When I joined my ex-employer all these years ago, in 1995 or was it 1996 (there is a joke here), the world of finance was very different. At the time, the City was well on its deregulatory wagon, the change that had occurred almost 10 years earlier and the massive inflow of capital that it created was something to behold. I remember a friend who worked in a mutual fund shop telling me that his strategy was getting between 2 and 5 million pounds of additional capital every day.
When I joined my ex-employer, about half of our client's assets were in bonds. Bonds have always been the sleepy bit of the financial industry, and whenever it gets exciting (aka the junk bond craze) it never ever ends well.
As a strategist my conservative brain said 40 to 50% of an investor's portfolio should be in fixed-income instruments. Guess what when the reality of working in the financial sector hit that question went out of the window. Of course, we told our client that at least a third of their assets "should" be in fixed-income instruments, but for the vast majority it was more like 10% or less, and in most cases that 10% was mostly in "utility like" equities such as British Gas.
For the past few years, the world has been changing and the change at first gradual has accelerated. first, your client base was on average 50 in 1995 the year I joined. Again it is rarely 20 years old that seek the help of a shop like my old employer. In the late 90s, it fell to 45 as the dot-com wave of millionaires were looking to park their assets with pros. Since then it has been falling, I was told by a friend there that the average now is just over 67. That means that half of our clients are retired. Estate planning is more important and the shifting demands of the tax man, and their reduced income (as opposed to capital gains) as they shift out of the labour market has a big impact.
20 years ago, the number one client gift was tickets to the World Cup, again I was told that last year it was Royal Ascot.
More importantly, 20 years ago 80% of our asset base growth was driven by client allocation. We were doing well so we got more of their money, Now, 80% of the firm/s growth is from new clients. We are also seeing more and more generational shifts in our client base. In short, our old clients are dying and their children are assuming control over the asset. While a good percentage left their money where it was, many took it out to "better managers". cryptos were mentioned a lot in these conversations.

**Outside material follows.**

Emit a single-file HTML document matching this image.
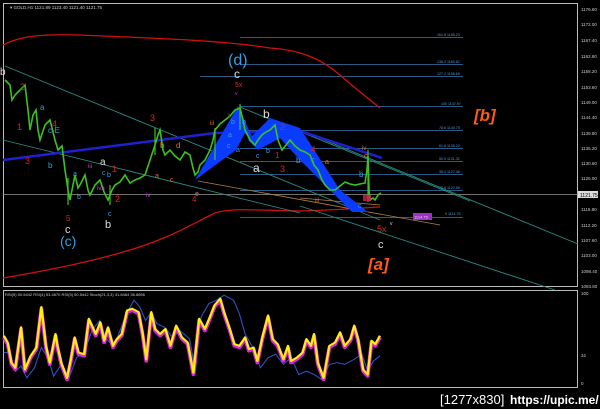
<!DOCTYPE html>
<html><head><style>
html,body{margin:0;padding:0;background:#000;width:600px;height:409px;overflow:hidden}
svg{display:block}
text{font-family:"Liberation Sans",sans-serif}
</style></head><body>
<svg width="600" height="409" viewBox="0 0 600 409" xmlns="http://www.w3.org/2000/svg">
<rect width="600" height="409" fill="#000"/>
<rect x="3.5" y="3.5" width="574" height="283" fill="none" stroke="#bbb" stroke-width="1"/>
<rect x="3.5" y="290.5" width="574" height="97" fill="none" stroke="#bbb" stroke-width="1"/>
<line x1="3" y1="194.5" x2="578" y2="194.5" stroke="#999" stroke-width="0.8"/>
<text x="10" y="9" fill="#ccc" font-size="4.5">▾ GOLD,H1  1121.89 1123.40 1121.40 1121.75</text>
<g fill="#ccc" font-size="4.5">
<text x="581" y="11">1176.60</text><text x="581" y="26">1172.00</text><text x="581" y="42">1167.40</text>
<text x="581" y="58">1162.80</text><text x="581" y="73">1158.20</text><text x="581" y="89">1153.60</text>
<text x="581" y="104">1149.00</text><text x="581" y="119">1144.40</text><text x="581" y="135">1139.80</text>
<text x="581" y="150">1135.20</text><text x="581" y="165">1130.60</text><text x="581" y="180">1126.00</text>
<text x="581" y="211">1116.80</text><text x="581" y="227">1112.20</text><text x="581" y="242">1107.60</text>
<text x="581" y="257">1103.00</text><text x="581" y="273">1098.40</text><text x="581" y="288">1093.80</text>
<text x="581" y="295">100</text><text x="581" y="357">32</text><text x="581" y="385">0</text>
</g>
<rect x="578" y="191" width="20" height="7" fill="#ddd"/>
<text x="580" y="197" fill="#000" font-size="5">1121.75</text>
<g stroke="#3a78b0" stroke-width="0.8">
<line x1="240" y1="37.5" x2="463" y2="37.5"/><line x1="240" y1="64.5" x2="463" y2="64.5"/>
<line x1="200" y1="76.5" x2="463" y2="76.5"/><line x1="240" y1="106.5" x2="463" y2="106.5"/>
<line x1="240" y1="130.5" x2="463" y2="130.5"/><line x1="240" y1="148.5" x2="463" y2="148.5"/>
<line x1="240" y1="161.5" x2="463" y2="161.5"/><line x1="240" y1="174.5" x2="463" y2="174.5"/>
<line x1="240" y1="190.5" x2="463" y2="190.5"/><line x1="240" y1="217.5" x2="463" y2="217.5"/>
</g>
<g fill="#5a9ad0" font-size="3.6">
<text x="437" y="36">161.8 1165.23</text><text x="437" y="63">138.2 1160.62</text><text x="437" y="75">127.2 1158.69</text>
<text x="441" y="105">100 1147.97</text><text x="439" y="129">78.6 1140.75</text><text x="439" y="147">61.8 1135.22</text>
<text x="439" y="160">50.0 1131.32</text><text x="439" y="173">38.2 1127.46</text><text x="439" y="189">23.6 1122.59</text>
<text x="445" y="215">0 1114.75</text>
</g>
<path d="M3,45 C20,36 40,34 80,35 C150,38 220,40 270,48 C300,50 320,58 340,75 C355,88 370,100 380,108" fill="none" stroke="#d01010" stroke-width="1.3"/>
<path d="M3,278 C50,270 90,262 130,250 C170,238 190,225 215,213 C230,208 250,210 300,211 C340,210 360,208 380,207" fill="none" stroke="#d01010" stroke-width="1.3"/>
<g stroke="#2a8a80" stroke-width="0.9" fill="none">
<line x1="5" y1="66" x2="380" y2="220"/>
<line x1="300" y1="130" x2="578" y2="244"/>
<line x1="300" y1="206" x2="555" y2="290"/>
<line x1="240" y1="107" x2="470" y2="201"/>
<line x1="3" y1="140" x2="300" y2="213"/>
</g>
<line x1="198" y1="181" x2="440" y2="225" stroke="#b08040" stroke-width="0.8"/>
<line x1="300" y1="198" x2="380" y2="205" stroke="#b08040" stroke-width="0.8"/>
<path d="M3,160 L215,133 L300,131 L382,158" fill="none" stroke="#2020d0" stroke-width="2.5"/>
<g fill="#0a3cff">
<polygon points="195,180 238,106 258,150 245,133 236,150"/>
<polygon points="248,140 270,118 300,128 340,190 368,212 352,212 300,160 280,138 258,150"/>
</g>
<polyline fill="none" stroke="#3ec020" stroke-width="1.6" points="5,80 10,85 12,100 15,95 20,90 25,85 28,110 30,130 33,115 36,110 38,130 40,140 45,125 50,120 53,132 55,140 58,150 62,146 65,170 68,190 70,200 73,185 75,175 78,188 80,185 85,175 88,190 90,195 95,185 100,180 104,192 108,200 112,190 115,185 120,182 125,175 130,183 135,180 140,178 145,175 150,160 155,145 158,135 160,130 163,150 165,155 170,150 175,156 180,160 185,152 190,155 193,168 195,175 198,172 200,165 205,160 210,150 213,140 215,130 220,124 225,120 230,116 235,110 240,108 243,120 245,130 250,140 255,145 258,140 262,135 266,132 270,130 275,125 278,140 282,150 286,145 290,140 295,146 300,150 305,152 310,155 314,165 318,170 322,180 325,185 330,190 335,190 340,186 345,182 350,184 355,185 360,184 365,183 367,170 368,156 369,190 370,200 373,198 375,200 378,195 381,193"/>
<g stroke="#3ec020" stroke-width="1.2">
<line x1="68" y1="178" x2="68" y2="205"/><line x1="110" y1="185" x2="110" y2="205"/><line x1="155" y1="128" x2="155" y2="155"/>
<line x1="215" y1="128" x2="215" y2="160"/><line x1="240" y1="104" x2="240" y2="130"/><line x1="368" y1="150" x2="368" y2="202"/>
</g>
<rect x="363" y="195" width="8" height="6" fill="#d02040" opacity="0.8"/>
<rect x="413" y="213" width="19" height="7" fill="#a030c0"/>
<text x="414" y="218.5" fill="#e0d0ff" font-size="4">1114.75</text>
<g font-family="Liberation Serif,serif">
<text x="0" y="75" fill="#ddd" font-size="10">b</text>
<text x="20" y="90" fill="#e02020" font-size="9">2</text>
<text x="17" y="130" fill="#e02020" font-size="9">1</text>
<text x="40" y="110" fill="#30a0e0" font-size="8">a</text>
<text x="48" y="133" fill="#30a0e0" font-size="8">c-E</text>
<text x="52" y="127" fill="#e02020" font-size="9">4</text>
<text x="25" y="164" fill="#e02020" font-size="9">3</text>
<text x="48" y="168" fill="#30a0e0" font-size="8">b</text>
<text x="73" y="176" fill="#30a0e0" font-size="7">a</text>
<text x="88" y="168" fill="#c040d0" font-size="6">iii</text>
<text x="100" y="165" fill="#ddd" font-size="10">a</text>
<text x="102" y="175" fill="#30a0e0" font-size="7">c</text>
<text x="97" y="190" fill="#c040d0" font-size="6">iva</text>
<text x="107" y="177" fill="#30a0e0" font-size="7">b</text>
<text x="112" y="172" fill="#e02020" font-size="9">1</text>
<text x="77" y="199" fill="#30a0e0" font-size="7">b</text>
<text x="66" y="221" fill="#e02020" font-size="8">5</text>
<text x="65" y="233" fill="#ddd" font-size="11">c</text>
<text x="60" y="246" fill="#30a0e0" font-size="14">(c)</text>
<text x="115" y="202" fill="#e02020" font-size="9">2</text>
<text x="108" y="216" fill="#30a0e0" font-size="7">c</text>
<text x="105" y="228" fill="#ddd" font-size="11">b</text>
<text x="150" y="121" fill="#e02020" font-size="9">3</text>
<text x="160" y="148" fill="#e07030" font-size="8">b</text>
<text x="176" y="148" fill="#e07030" font-size="8">d</text>
<text x="170" y="182" fill="#e07030" font-size="7">c</text>
<text x="155" y="178" fill="#e07030" font-size="7">a</text>
<text x="146" y="197" fill="#c040d0" font-size="6">iv</text>
<text x="195" y="196" fill="#e07030" font-size="7">e</text>
<text x="192" y="202" fill="#e02020" font-size="8">4</text>
<text x="228" y="65" fill="#30a0e0" font-size="16">(d)</text>
<text x="234" y="78" fill="#ddd" font-size="12">c</text>
<text x="235" y="87" fill="#e02020" font-size="7">5x</text>
<text x="235" y="95" fill="#c040d0" font-size="5">v</text>
<text x="210" y="125" fill="#e07030" font-size="6">iii</text>
<text x="227" y="118" fill="#e02020" font-size="6">3</text>
<text x="231" y="124" fill="#30a0e0" font-size="7">b</text>
<text x="242" y="124" fill="#30a0e0" font-size="7">b</text>
<text x="228" y="137" fill="#30a0e0" font-size="7">a</text>
<text x="227" y="148" fill="#30a0e0" font-size="7">c</text>
<text x="236" y="152" fill="#30a0e0" font-size="7">a</text>
<text x="263" y="118" fill="#ddd" font-size="12">b</text>
<text x="280" y="130" fill="#e02020" font-size="9">2</text>
<text x="253" y="172" fill="#ddd" font-size="12">a</text>
<text x="256" y="158" fill="#30a0e0" font-size="7">c</text>
<text x="266" y="153" fill="#30a0e0" font-size="7">b</text>
<text x="275" y="158" fill="#e02020" font-size="8">1</text>
<text x="280" y="172" fill="#e02020" font-size="9">3</text>
<text x="296" y="163" fill="#30a0e0" font-size="8">b</text>
<text x="311" y="152" fill="#e02020" font-size="8">4</text>
<text x="311" y="162" fill="#30a0e0" font-size="7">c</text>
<text x="325" y="164" fill="#e07030" font-size="7">a</text>
<text x="315" y="202" fill="#e07030" font-size="6">iii</text>
<text x="359" y="177" fill="#30a0e0" font-size="8">b</text>
<text x="362" y="150" fill="#e07030" font-size="6">iv</text>
<text x="364" y="158" fill="#e07030" font-size="7">c</text>
<text x="358" y="208" fill="#30a0e0" font-size="7">c</text>
<text x="377" y="232" fill="#e02020" font-size="9">5x</text>
<text x="378" y="248" fill="#ddd" font-size="11">c</text>
<text x="390" y="225" fill="#ddd" font-size="5">v</text>
</g>
<text x="368" y="270" fill="#ff5a10" font-size="17" font-style="italic" font-weight="bold" font-family="Liberation Sans,sans-serif">[a]</text>
<text x="474" y="121" fill="#ff5a10" font-size="17" font-style="italic" font-weight="bold" font-family="Liberation Sans,sans-serif">[b]</text>
<text x="5" y="296" fill="#ccc" font-size="4">RSI(5) 50.5442   RSI(4) 53.4670   RSI(5) 50.5442   Stoch(21,3,3) 31.8464 36.8896</text>
<g transform="translate(0,280) scale(0.383,0.3375)">
<polyline fill="none" stroke="#3050c0" stroke-width="3" points="10,215 25,215 40,270 55,255 70,290 90,260 108,200 125,230 140,285 160,250 180,290 200,230 220,215 240,150 260,120 275,170 290,190 305,175 330,100 350,60 365,80 380,120 395,95 410,130 430,140 450,170 470,150 495,175 510,270 525,110 545,70 565,60 585,45 610,60 625,100 640,160 660,200 680,260 700,230 720,220 740,250 760,230 780,280 800,270 820,280 840,295 860,250 880,245 900,250 925,235 945,220 960,270 975,240 992,225"/>
<polyline fill="none" stroke="#e020e0" stroke-width="10" stroke-linejoin="round" points="10,170 20,190 30,250 40,265 55,145 65,270 80,230 95,205 108,85 120,200 130,250 145,165 150,200 160,250 175,295 185,240 195,175 205,220 220,225 232,120 240,140 250,165 262,130 272,185 282,145 295,200 305,180 318,165 332,95 345,90 362,100 372,160 382,240 395,100 405,150 418,165 432,150 445,200 460,140 475,175 490,190 505,280 520,120 535,150 548,115 560,80 575,60 585,100 600,150 612,195 625,200 640,175 650,210 662,205 672,245 685,175 700,110 712,180 725,195 740,240 752,200 760,245 775,235 790,220 800,180 812,200 820,165 830,250 845,295 860,200 875,190 888,160 900,200 915,180 925,140 935,180 948,270 960,285 970,185 980,195 992,170"/>
<polyline fill="none" stroke="#ffee10" stroke-width="6" stroke-linejoin="round" points="10,165 20,185 30,245 40,260 55,140 65,265 80,225 95,200 108,80 120,195 130,245 145,160 150,195 160,245 175,290 185,235 195,170 205,215 220,220 232,115 240,135 250,160 262,125 272,180 282,140 295,195 305,175 318,160 332,90 345,85 362,95 372,155 382,235 395,95 405,145 418,160 432,145 445,195 460,135 475,170 490,185 505,275 520,115 535,145 548,110 560,75 575,55 585,95 600,145 612,190 625,195 640,170 650,205 662,200 672,240 685,170 700,105 712,175 725,190 740,235 752,195 760,240 775,230 790,215 800,175 812,195 820,160 830,245 845,290 860,195 875,185 888,155 900,195 915,175 925,135 935,175 948,265 960,280 970,180 980,190 992,165"/>
</g>
<text x="440" y="404" fill="#fff" font-size="13" font-family="Liberation Sans Narrow,Liberation Sans,sans-serif">[1277x830]</text>
<text x="510" y="404" fill="#fff" font-size="12" font-family="Liberation Mono,monospace" font-weight="bold">https://upic.me/</text>
</svg>
</body></html>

What it means is a shift in things. Technology already deeply impacted the asset management business. Running a few hundred million used to take a large team of people. Not anymore. The back and middle office in my old firm saw massive attrition like over 90% of the staff is gone. Replaced by computers. Even compliance has shrunk, and it's not over yet. the CEO of my old firm is a friend, he told me that within five years staffing that peaked at nearly 1,000 in 2002 will be down to less than 200 by the end of 2024. All those who remain are client-facing individuals. He believes that within 5 years the number will shrink by more than half. This is the kicker, the firm currently manages more money than it ever did. I quit the firm in 2018. At the end of March 2024, my old firm managed twice what it did when I was there.
Now my old firm consistently outperformed the market (luck, good timing talent). Overheads have dropped nearly 80%, and management fees have been halved over the last decade. But my old firm was one of the most successful ones always top of the ranking. Imagine was is going on in the firms that have not outperformed. the bloodbath has been catastrophic, and these jobs are never coming back.
At its peak, the City accounted for 7% of British GDP, unnaturally high. Today it is less than 5% and it's on its way down, not because of Brexit (well not only because of that) but also because those who were the wealth creators for the past 25 years are largely retired. They are taking all their savings away from the risky side of the market and are going directly to the bond market. Not exciting but liquid and income-generating. Things they want.